--- START ---

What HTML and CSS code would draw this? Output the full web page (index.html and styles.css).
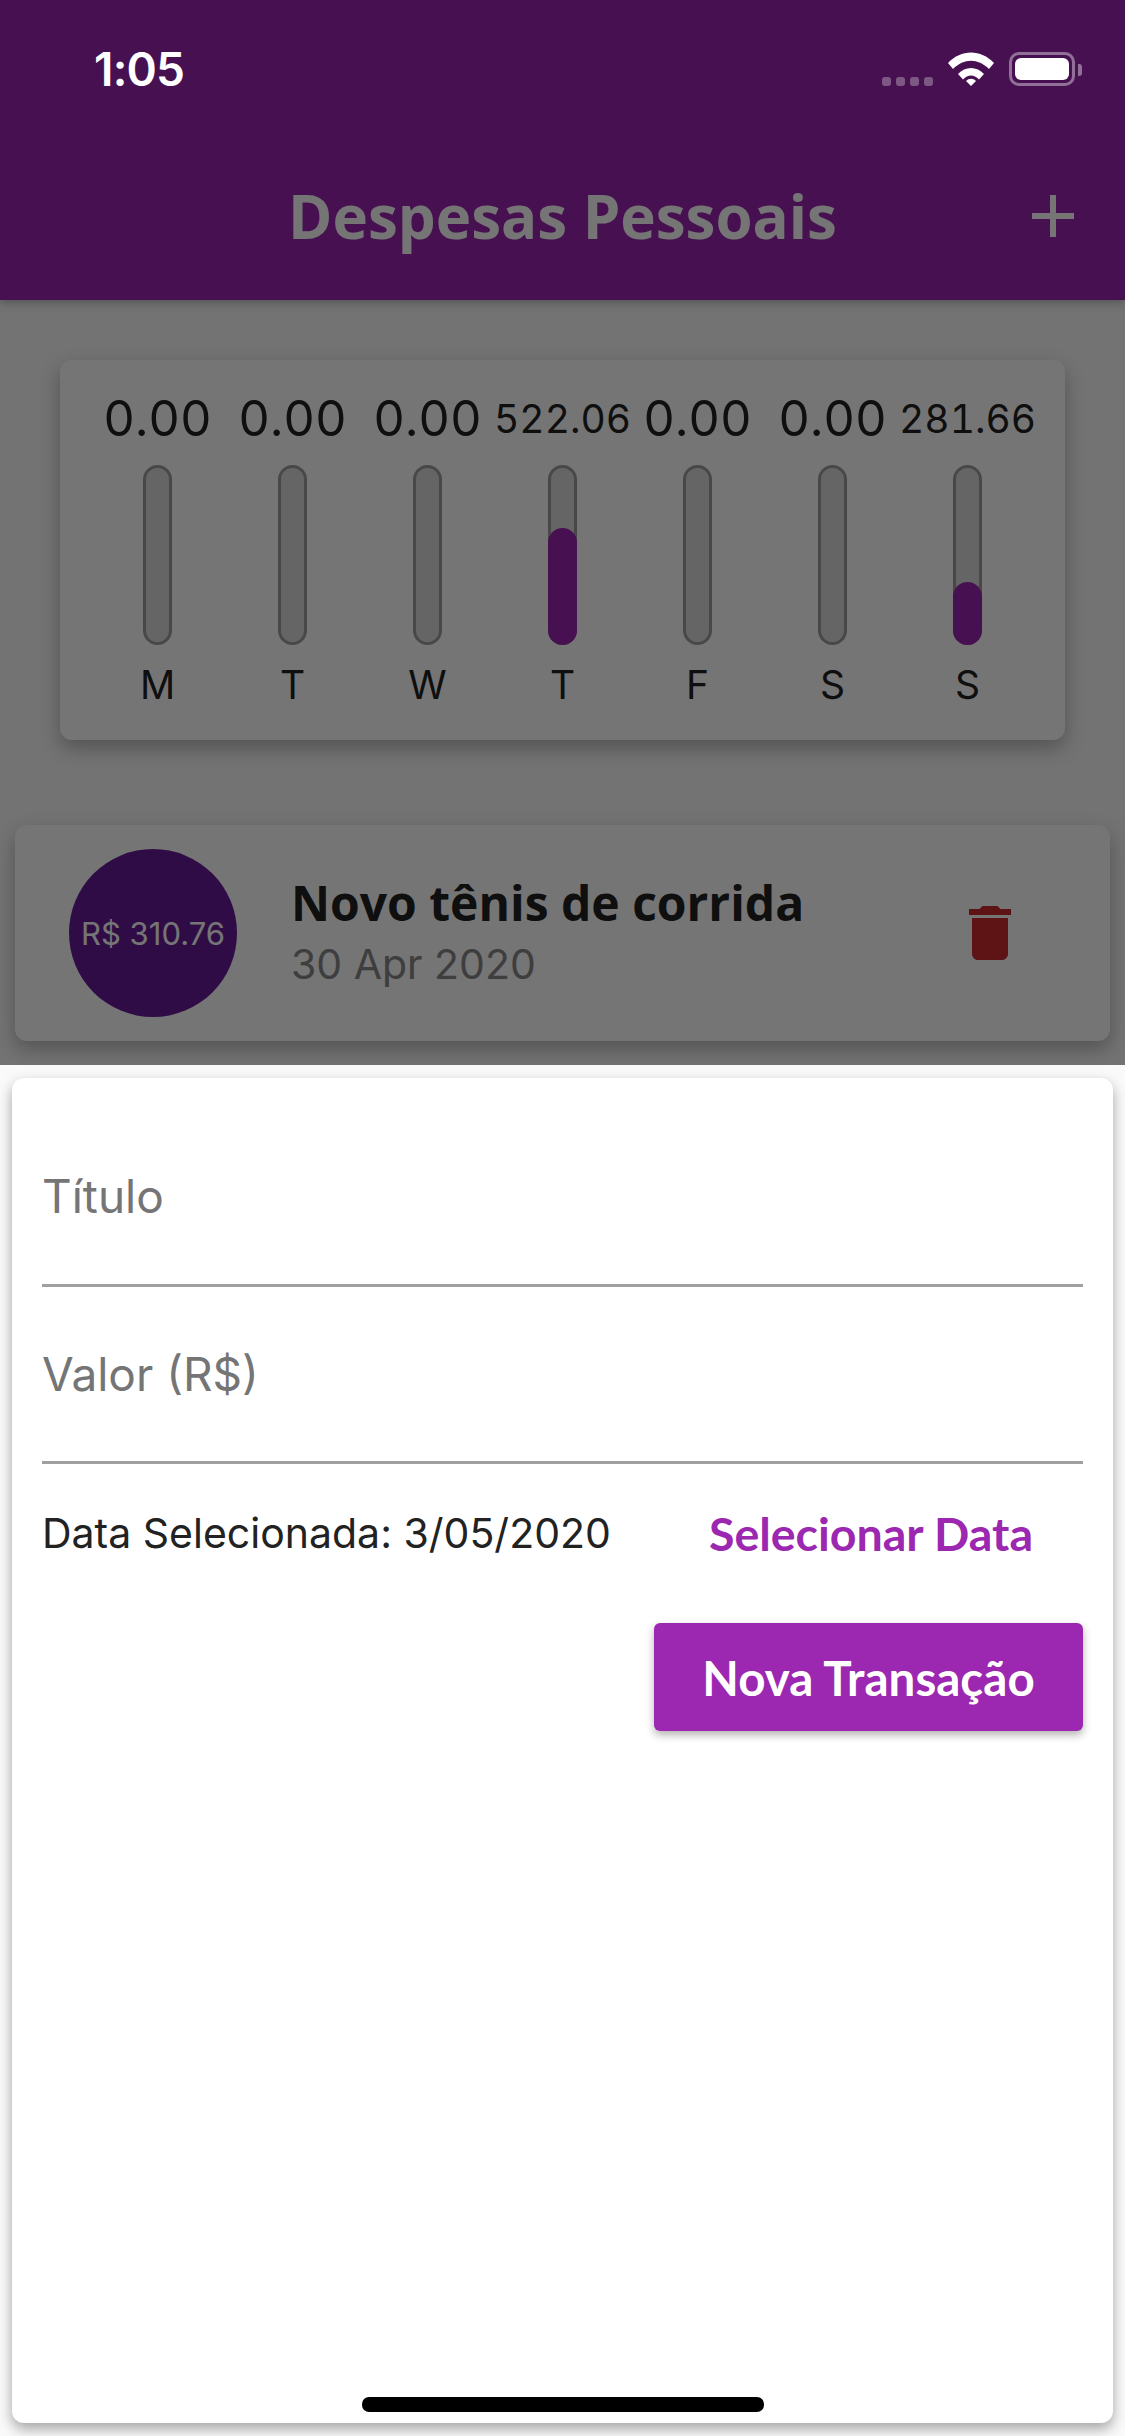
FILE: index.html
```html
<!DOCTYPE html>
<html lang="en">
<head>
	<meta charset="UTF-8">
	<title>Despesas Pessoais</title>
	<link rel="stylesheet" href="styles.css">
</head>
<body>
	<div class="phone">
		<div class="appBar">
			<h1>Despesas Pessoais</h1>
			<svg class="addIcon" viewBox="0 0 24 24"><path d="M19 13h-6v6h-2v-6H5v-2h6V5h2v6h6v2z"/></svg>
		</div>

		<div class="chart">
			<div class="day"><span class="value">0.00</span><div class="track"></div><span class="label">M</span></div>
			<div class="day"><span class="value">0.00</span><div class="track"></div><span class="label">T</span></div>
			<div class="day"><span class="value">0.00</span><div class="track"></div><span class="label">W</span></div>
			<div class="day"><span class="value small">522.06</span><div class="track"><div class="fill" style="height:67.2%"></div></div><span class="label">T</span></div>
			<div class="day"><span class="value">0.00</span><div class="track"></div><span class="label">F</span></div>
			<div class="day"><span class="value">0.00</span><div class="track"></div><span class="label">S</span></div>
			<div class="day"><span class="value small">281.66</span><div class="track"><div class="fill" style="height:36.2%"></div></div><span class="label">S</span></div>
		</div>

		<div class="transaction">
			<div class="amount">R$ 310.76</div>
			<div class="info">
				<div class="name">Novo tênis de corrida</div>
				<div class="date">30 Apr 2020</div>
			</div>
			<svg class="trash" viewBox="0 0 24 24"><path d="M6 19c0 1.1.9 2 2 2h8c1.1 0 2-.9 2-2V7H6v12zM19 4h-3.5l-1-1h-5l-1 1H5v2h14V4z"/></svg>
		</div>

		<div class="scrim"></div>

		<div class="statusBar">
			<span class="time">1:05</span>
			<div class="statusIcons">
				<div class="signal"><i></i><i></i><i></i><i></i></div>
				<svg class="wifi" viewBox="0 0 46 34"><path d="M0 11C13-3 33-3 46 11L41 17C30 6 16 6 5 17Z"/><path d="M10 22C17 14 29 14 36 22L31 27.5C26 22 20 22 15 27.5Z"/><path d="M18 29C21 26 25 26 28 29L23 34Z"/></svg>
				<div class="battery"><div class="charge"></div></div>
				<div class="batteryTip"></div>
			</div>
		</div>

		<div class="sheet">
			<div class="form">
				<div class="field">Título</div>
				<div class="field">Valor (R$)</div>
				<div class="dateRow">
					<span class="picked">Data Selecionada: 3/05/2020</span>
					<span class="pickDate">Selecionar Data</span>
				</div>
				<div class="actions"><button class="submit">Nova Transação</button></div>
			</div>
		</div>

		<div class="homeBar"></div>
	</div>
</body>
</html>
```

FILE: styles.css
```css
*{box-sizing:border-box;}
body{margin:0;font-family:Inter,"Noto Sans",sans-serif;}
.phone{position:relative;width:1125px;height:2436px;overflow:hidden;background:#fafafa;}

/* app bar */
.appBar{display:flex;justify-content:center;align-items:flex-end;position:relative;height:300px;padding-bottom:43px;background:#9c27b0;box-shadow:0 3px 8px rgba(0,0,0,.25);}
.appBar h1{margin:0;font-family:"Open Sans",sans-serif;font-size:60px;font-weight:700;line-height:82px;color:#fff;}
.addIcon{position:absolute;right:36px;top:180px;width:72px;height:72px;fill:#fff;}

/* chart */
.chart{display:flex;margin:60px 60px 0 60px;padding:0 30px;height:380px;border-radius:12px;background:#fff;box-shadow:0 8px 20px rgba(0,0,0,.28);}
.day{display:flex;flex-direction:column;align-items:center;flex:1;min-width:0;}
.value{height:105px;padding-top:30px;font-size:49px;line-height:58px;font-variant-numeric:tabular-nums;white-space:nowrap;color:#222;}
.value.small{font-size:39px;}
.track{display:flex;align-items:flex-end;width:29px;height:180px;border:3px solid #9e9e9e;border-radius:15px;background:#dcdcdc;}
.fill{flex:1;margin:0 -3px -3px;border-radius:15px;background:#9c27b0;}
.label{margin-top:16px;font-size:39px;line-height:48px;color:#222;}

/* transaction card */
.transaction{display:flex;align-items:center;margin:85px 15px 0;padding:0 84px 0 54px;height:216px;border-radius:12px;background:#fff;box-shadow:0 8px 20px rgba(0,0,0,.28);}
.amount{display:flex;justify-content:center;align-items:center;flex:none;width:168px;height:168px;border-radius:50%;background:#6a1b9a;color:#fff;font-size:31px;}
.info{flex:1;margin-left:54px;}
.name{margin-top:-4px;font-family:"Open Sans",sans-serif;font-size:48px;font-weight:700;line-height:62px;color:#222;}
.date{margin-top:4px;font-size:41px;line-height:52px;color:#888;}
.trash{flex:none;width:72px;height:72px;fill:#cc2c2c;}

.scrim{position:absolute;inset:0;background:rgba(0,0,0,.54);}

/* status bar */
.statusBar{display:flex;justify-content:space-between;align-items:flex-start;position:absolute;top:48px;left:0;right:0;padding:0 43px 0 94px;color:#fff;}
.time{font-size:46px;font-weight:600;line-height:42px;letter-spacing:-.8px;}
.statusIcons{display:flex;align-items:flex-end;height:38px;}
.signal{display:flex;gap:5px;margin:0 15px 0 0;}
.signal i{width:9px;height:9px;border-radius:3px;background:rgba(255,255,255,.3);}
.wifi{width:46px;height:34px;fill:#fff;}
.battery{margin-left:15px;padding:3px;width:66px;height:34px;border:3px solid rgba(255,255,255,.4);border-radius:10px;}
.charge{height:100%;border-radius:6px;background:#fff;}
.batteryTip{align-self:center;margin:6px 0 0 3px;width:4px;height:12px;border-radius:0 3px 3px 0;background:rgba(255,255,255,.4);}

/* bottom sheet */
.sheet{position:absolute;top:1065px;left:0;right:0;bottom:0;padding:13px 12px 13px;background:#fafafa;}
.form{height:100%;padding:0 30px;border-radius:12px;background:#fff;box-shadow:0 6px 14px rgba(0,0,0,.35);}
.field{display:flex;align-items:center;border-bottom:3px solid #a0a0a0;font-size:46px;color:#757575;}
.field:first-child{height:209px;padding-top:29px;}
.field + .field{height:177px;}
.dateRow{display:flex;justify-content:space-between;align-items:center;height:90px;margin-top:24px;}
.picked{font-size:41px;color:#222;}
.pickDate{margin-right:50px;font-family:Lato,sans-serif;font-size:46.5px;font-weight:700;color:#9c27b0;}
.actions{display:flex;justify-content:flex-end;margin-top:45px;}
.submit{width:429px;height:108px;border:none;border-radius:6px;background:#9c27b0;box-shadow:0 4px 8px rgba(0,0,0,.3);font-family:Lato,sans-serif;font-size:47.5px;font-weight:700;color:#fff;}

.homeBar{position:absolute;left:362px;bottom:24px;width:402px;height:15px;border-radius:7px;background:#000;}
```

--- END ---

- [OBJECTIVE]:
The listing above must be printed again exactly, minus its pictures.

- [ANSWER FOR THE TASK]:
What HTML and CSS code would draw this? Output the full web page (index.html and styles.css).
FILE: index.html
```html
<!DOCTYPE html>
<html lang="en">
<head>
	<meta charset="UTF-8">
	<title>Despesas Pessoais</title>
	<link rel="stylesheet" href="styles.css">
</head>
<body>
	<div class="phone">
		<div class="appBar">
			<h1>Despesas Pessoais</h1>
			<svg class="addIcon" viewBox="0 0 24 24"><path d="M19 13h-6v6h-2v-6H5v-2h6V5h2v6h6v2z"/></svg>
		</div>

		<div class="chart">
			<div class="day"><span class="value">0.00</span><div class="track"></div><span class="label">M</span></div>
			<div class="day"><span class="value">0.00</span><div class="track"></div><span class="label">T</span></div>
			<div class="day"><span class="value">0.00</span><div class="track"></div><span class="label">W</span></div>
			<div class="day"><span class="value small">522.06</span><div class="track"><div class="fill" style="height:67.2%"></div></div><span class="label">T</span></div>
			<div class="day"><span class="value">0.00</span><div class="track"></div><span class="label">F</span></div>
			<div class="day"><span class="value">0.00</span><div class="track"></div><span class="label">S</span></div>
			<div class="day"><span class="value small">281.66</span><div class="track"><div class="fill" style="height:36.2%"></div></div><span class="label">S</span></div>
		</div>

		<div class="transaction">
			<div class="amount">R$ 310.76</div>
			<div class="info">
				<div class="name">Novo tênis de corrida</div>
				<div class="date">30 Apr 2020</div>
			</div>
			<svg class="trash" viewBox="0 0 24 24"><path d="M6 19c0 1.1.9 2 2 2h8c1.1 0 2-.9 2-2V7H6v12zM19 4h-3.5l-1-1h-5l-1 1H5v2h14V4z"/></svg>
		</div>

		<div class="scrim"></div>

		<div class="statusBar">
			<span class="time">1:05</span>
			<div class="statusIcons">
				<div class="signal"><i></i><i></i><i></i><i></i></div>
				<svg class="wifi" viewBox="0 0 46 34"><path d="M0 11C13-3 33-3 46 11L41 17C30 6 16 6 5 17Z"/><path d="M10 22C17 14 29 14 36 22L31 27.5C26 22 20 22 15 27.5Z"/><path d="M18 29C21 26 25 26 28 29L23 34Z"/></svg>
				<div class="battery"><div class="charge"></div></div>
				<div class="batteryTip"></div>
			</div>
		</div>

		<div class="sheet">
			<div class="form">
				<div class="field">Título</div>
				<div class="field">Valor (R$)</div>
				<div class="dateRow">
					<span class="picked">Data Selecionada: 3/05/2020</span>
					<span class="pickDate">Selecionar Data</span>
				</div>
				<div class="actions"><button class="submit">Nova Transação</button></div>
			</div>
		</div>

		<div class="homeBar"></div>
	</div>
</body>
</html>
```

FILE: styles.css
```css
*{box-sizing:border-box;}
body{margin:0;font-family:Inter,"Noto Sans",sans-serif;}
.phone{position:relative;width:1125px;height:2436px;overflow:hidden;background:#fafafa;}

/* app bar */
.appBar{display:flex;justify-content:center;align-items:flex-end;position:relative;height:300px;padding-bottom:43px;background:#9c27b0;box-shadow:0 3px 8px rgba(0,0,0,.25);}
.appBar h1{margin:0;font-family:"Open Sans",sans-serif;font-size:60px;font-weight:700;line-height:82px;color:#fff;}
.addIcon{position:absolute;right:36px;top:180px;width:72px;height:72px;fill:#fff;}

/* chart */
.chart{display:flex;margin:60px 60px 0 60px;padding:0 30px;height:380px;border-radius:12px;background:#fff;box-shadow:0 8px 20px rgba(0,0,0,.28);}
.day{display:flex;flex-direction:column;align-items:center;flex:1;min-width:0;}
.value{height:105px;padding-top:30px;font-size:49px;line-height:58px;font-variant-numeric:tabular-nums;white-space:nowrap;color:#222;}
.value.small{font-size:39px;}
.track{display:flex;align-items:flex-end;width:29px;height:180px;border:3px solid #9e9e9e;border-radius:15px;background:#dcdcdc;}
.fill{flex:1;margin:0 -3px -3px;border-radius:15px;background:#9c27b0;}
.label{margin-top:16px;font-size:39px;line-height:48px;color:#222;}

/* transaction card */
.transaction{display:flex;align-items:center;margin:85px 15px 0;padding:0 84px 0 54px;height:216px;border-radius:12px;background:#fff;box-shadow:0 8px 20px rgba(0,0,0,.28);}
.amount{display:flex;justify-content:center;align-items:center;flex:none;width:168px;height:168px;border-radius:50%;background:#6a1b9a;color:#fff;font-size:31px;}
.info{flex:1;margin-left:54px;}
.name{margin-top:-4px;font-family:"Open Sans",sans-serif;font-size:48px;font-weight:700;line-height:62px;color:#222;}
.date{margin-top:4px;font-size:41px;line-height:52px;color:#888;}
.trash{flex:none;width:72px;height:72px;fill:#cc2c2c;}

.scrim{position:absolute;inset:0;background:rgba(0,0,0,.54);}

/* status bar */
.statusBar{display:flex;justify-content:space-between;align-items:flex-start;position:absolute;top:48px;left:0;right:0;padding:0 43px 0 94px;color:#fff;}
.time{font-size:46px;font-weight:600;line-height:42px;letter-spacing:-.8px;}
.statusIcons{display:flex;align-items:flex-end;height:38px;}
.signal{display:flex;gap:5px;margin:0 15px 0 0;}
.signal i{width:9px;height:9px;border-radius:3px;background:rgba(255,255,255,.3);}
.wifi{width:46px;height:34px;fill:#fff;}
.battery{margin-left:15px;padding:3px;width:66px;height:34px;border:3px solid rgba(255,255,255,.4);border-radius:10px;}
.charge{height:100%;border-radius:6px;background:#fff;}
.batteryTip{align-self:center;margin:6px 0 0 3px;width:4px;height:12px;border-radius:0 3px 3px 0;background:rgba(255,255,255,.4);}

/* bottom sheet */
.sheet{position:absolute;top:1065px;left:0;right:0;bottom:0;padding:13px 12px 13px;background:#fafafa;}
.form{height:100%;padding:0 30px;border-radius:12px;background:#fff;box-shadow:0 6px 14px rgba(0,0,0,.35);}
.field{display:flex;align-items:center;border-bottom:3px solid #a0a0a0;font-size:46px;color:#757575;}
.field:first-child{height:209px;padding-top:29px;}
.field + .field{height:177px;}
.dateRow{display:flex;justify-content:space-between;align-items:center;height:90px;margin-top:24px;}
.picked{font-size:41px;color:#222;}
.pickDate{margin-right:50px;font-family:Lato,sans-serif;font-size:46.5px;font-weight:700;color:#9c27b0;}
.actions{display:flex;justify-content:flex-end;margin-top:45px;}
.submit{width:429px;height:108px;border:none;border-radius:6px;background:#9c27b0;box-shadow:0 4px 8px rgba(0,0,0,.3);font-family:Lato,sans-serif;font-size:47.5px;font-weight:700;color:#fff;}

.homeBar{position:absolute;left:362px;bottom:24px;width:402px;height:15px;border-radius:7px;background:#000;}
```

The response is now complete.